The show’s eccentric star, Joseph Maldonado-Passage, known as Joe Exotic, is serving a 21-year sentence in federal prison for a murder-for-hire plot that targeted Carole Baskin, an animal-rights activist. She criticized Mr. Maldonado-Passage’s treatment of animals at his Oklahoma zoo and appeared on the Netflix show.
Mr. Antle, who is currently facing money laundering charges in a separate federal court case in South Carolina, denied “any act or conduct that could ever be considered as ‘animal cruelty,’” in a statement when the charges in Virginia were announced in 2020.
Jason Miyares, the state attorney general, said in a news release that the jury’s decision “sent a message that Virginia does not tolerate wildlife animal trafficking.”

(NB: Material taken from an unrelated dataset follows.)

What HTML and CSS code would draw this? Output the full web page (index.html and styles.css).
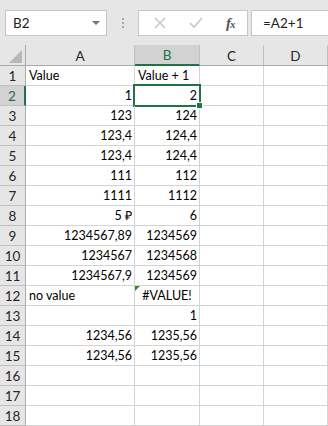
FILE: index.html
```html
<!DOCTYPE html>
<html>
<head>
<meta charset="utf-8">
<link rel="stylesheet" href="styles.css">
</head>
<body>
<div class="toolbar">
  <div class="namebox"><span>B2</span><svg class="dd" width="8" height="4" viewBox="0 0 8 4"><path d="M0 0H8L4 4Z" fill="#777"/></svg></div>
  <div class="grip"><i></i><i></i><i></i></div>
  <div class="fbtns">
    <svg class="ic" width="12" height="12" viewBox="0 0 12 12"><path d="M1 1L11 11M11 1L1 11" stroke="#c6c6c6" stroke-width="1.5" fill="none"/></svg>
    <svg class="ic" width="14" height="12" viewBox="0 0 14 12"><path d="M1 6L5 10L13 1" stroke="#c6c6c6" stroke-width="1.6" fill="none"/></svg>
    <span class="fx">f<span class="x">x</span></span>
  </div>
  <div class="finput">=A2+1</div>
</div>
<div class="sheet">
  <div class="corner"><svg width="13" height="13" viewBox="0 0 13 13"><path d="M13 0V13H0Z" fill="#b8b8b8"/></svg></div>
  <div class="ch">A</div><div class="ch sel">B</div><div class="ch">C</div><div class="ch">D</div>

  <div class="rh">1</div><div class="c">Value</div><div class="c">Value + 1</div><div class="c"></div><div class="c"></div>
  <div class="rh sel">2</div><div class="c r">1</div><div class="c r active">2</div><div class="c"></div><div class="c"></div>
  <div class="rh">3</div><div class="c r">123</div><div class="c r">124</div><div class="c"></div><div class="c"></div>
  <div class="rh">4</div><div class="c r">123,4</div><div class="c r">124,4</div><div class="c"></div><div class="c"></div>
  <div class="rh">5</div><div class="c r">123,4</div><div class="c r">124,4</div><div class="c"></div><div class="c"></div>
  <div class="rh">6</div><div class="c r">111</div><div class="c r">112</div><div class="c"></div><div class="c"></div>
  <div class="rh">7</div><div class="c r">1111</div><div class="c r">1112</div><div class="c"></div><div class="c"></div>
  <div class="rh">8</div><div class="c r">5 ₽</div><div class="c r">6</div><div class="c"></div><div class="c"></div>
  <div class="rh">9</div><div class="c r">1234567,89</div><div class="c r">1234569</div><div class="c"></div><div class="c"></div>
  <div class="rh">10</div><div class="c r">1234567</div><div class="c r">1234568</div><div class="c"></div><div class="c"></div>
  <div class="rh">11</div><div class="c r">1234567,9</div><div class="c r">1234569</div><div class="c"></div><div class="c"></div>
  <div class="rh">12</div><div class="c">no value</div><div class="c ctr err">#VALUE!</div><div class="c"></div><div class="c"></div>
  <div class="rh">13</div><div class="c"></div><div class="c r">1</div><div class="c"></div><div class="c"></div>
  <div class="rh">14</div><div class="c r">1234,56</div><div class="c r">1235,56</div><div class="c"></div><div class="c"></div>
  <div class="rh">15</div><div class="c r">1234,56</div><div class="c r">1235,56</div><div class="c"></div><div class="c"></div>
  <div class="rh">16</div><div class="c"></div><div class="c"></div><div class="c"></div><div class="c"></div>
  <div class="rh">17</div><div class="c"></div><div class="c"></div><div class="c"></div><div class="c"></div>
  <div class="rh">18</div><div class="c"></div><div class="c"></div><div class="c"></div><div class="c"></div>
</div>
</body>
</html>
```

FILE: styles.css
```css
html, body {
  margin: 0;
  padding: 0;
  background: #e6e6e6;
  font-family: Lato, "Open Sans", sans-serif;
  font-size: 12.5px;
  color: #000;
  overflow: hidden;
}
.toolbar {
  height: 45px;
  display: flex;
  align-items: flex-start;
  padding-top: 10px;
  box-sizing: border-box;
  background: #e6e6e6;
}
.namebox {
  margin-left: 5px;
  width: 102px;
  height: 26px;
  box-sizing: border-box;
  background: #fff;
  border: 1px solid #c6c6c6;
  display: flex;
  align-items: center;
  justify-content: space-between;
  padding: 0 6px 0 7px;
  font-size: 13.5px;
  color: #222;
}
.grip {
  width: 31px;
  height: 26px;
  display: flex;
  flex-direction: column;
  align-items: center;
  justify-content: center;
  gap: 2px;
}
.grip i {
  display: block;
  width: 2px;
  height: 2px;
  background: #a8a8a8;
}
.fbtns {
  width: 110px;
  height: 26px;
  box-sizing: border-box;
  background: #fff;
  border: 1px solid #c6c6c6;
  display: flex;
  align-items: center;
  padding-left: 15px;
  gap: 23px;
}
.fx {
  font-family: "Liberation Serif", serif;
  font-style: italic;
  font-weight: bold;
  font-size: 15px;
  color: #555;
  letter-spacing: -1px;
}
.fx .x {
  font-size: 11px;
}
.finput {
  margin-left: 3px;
  flex: 1;
  height: 26px;
  box-sizing: border-box;
  background: #fff;
  border: 1px solid #c6c6c6;
  border-right: none;
  display: flex;
  align-items: center;
  padding-left: 11px;
  font-size: 13.5px;
  color: #222;
}
.sheet {
  display: grid;
  grid-template-columns: 26px 109px 65px 64px 64px;
  grid-template-rows: 21px repeat(18, 20px);
  background: #fff;
}
.sheet > div {
  box-sizing: border-box;
  border-right: 1px solid #d4d4d4;
  border-bottom: 1px solid #d4d4d4;
  display: flex;
  align-items: center;
  white-space: nowrap;
  overflow: visible;
  position: relative;
}
.corner {
  background: #e6e6e6;
  border-right: 1px solid #ababab !important;
  border-bottom: 1px solid #ababab !important;
  justify-content: flex-end;
  align-items: flex-end !important;
  padding: 0 3px 2px 0;
}
.corner svg { display: block; }
.ch {
  background: #e6e6e6;
  justify-content: center;
  color: #262626;
  border-right: 1px solid #c0c0c0 !important;
  border-bottom: 1px solid #ababab !important;
  font-size: 13.5px;
  padding-top: 1px;
}
.ch.sel {
  background: #d2d2d2;
  color: #217346;
  border-bottom: 2px solid #217346 !important;
}
.rh {
  background: #e6e6e6;
  justify-content: center;
  color: #262626;
  border-right: 1px solid #ababab !important;
  border-bottom: 1px solid #c0c0c0 !important;
  font-size: 13.5px;
}
.rh.sel {
  background: #d2d2d2;
  color: #217346;
  border-right: 2px solid #217346 !important;
}
.c {
  padding: 0 3px 0 3px;
}
.c.r {
  justify-content: flex-end;
  padding-right: 2px;
}
.c.ctr {
  justify-content: center;
}
.active::before {
  content: "";
  position: absolute;
  left: -2px;
  top: -2px;
  right: -2px;
  bottom: -2px;
  border: 2px solid #217346;
  pointer-events: none;
}
.active::after {
  content: "";
  position: absolute;
  right: -4px;
  bottom: -4px;
  width: 5px;
  height: 5px;
  background: #217346;
  border: 1px solid #fff;
  z-index: 2;
}
.err::before {
  content: "";
  position: absolute;
  left: 0;
  top: 0;
  border-top: 5px solid #2f8a3c;
  border-right: 5px solid transparent;
}
```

Virginia law allows the trade of endangered wildlife, which includes lions, “for zoological, educational, or scientific purposes,” and for “preservation purposes,” only with special permission from a state board.
Mr. Antle’s lawyer, Erin Harrigan, called the jury’s decision not to convict Mr. Antle on the misdemeanor charges “a significant victory against spurious allegations of animal cruelty.” Ms. Harrigan said the felony offenses on which her client was convicted “amount to failing to obtain a permit for otherwise entirely lawful activity,” calling them “paperwork violations.”
The attorney general’s office, then headed by Mark R. Herring, charged Mr. Antle in 2020 following a monthslong investigation into Mr. Antle’s ties with a Virginia-based zoo owner, Keith A. Wilson, who was also indicted on wildlife trafficking charges.
An online court database showed on Wednesday that Mr. Wilson’s case was still open.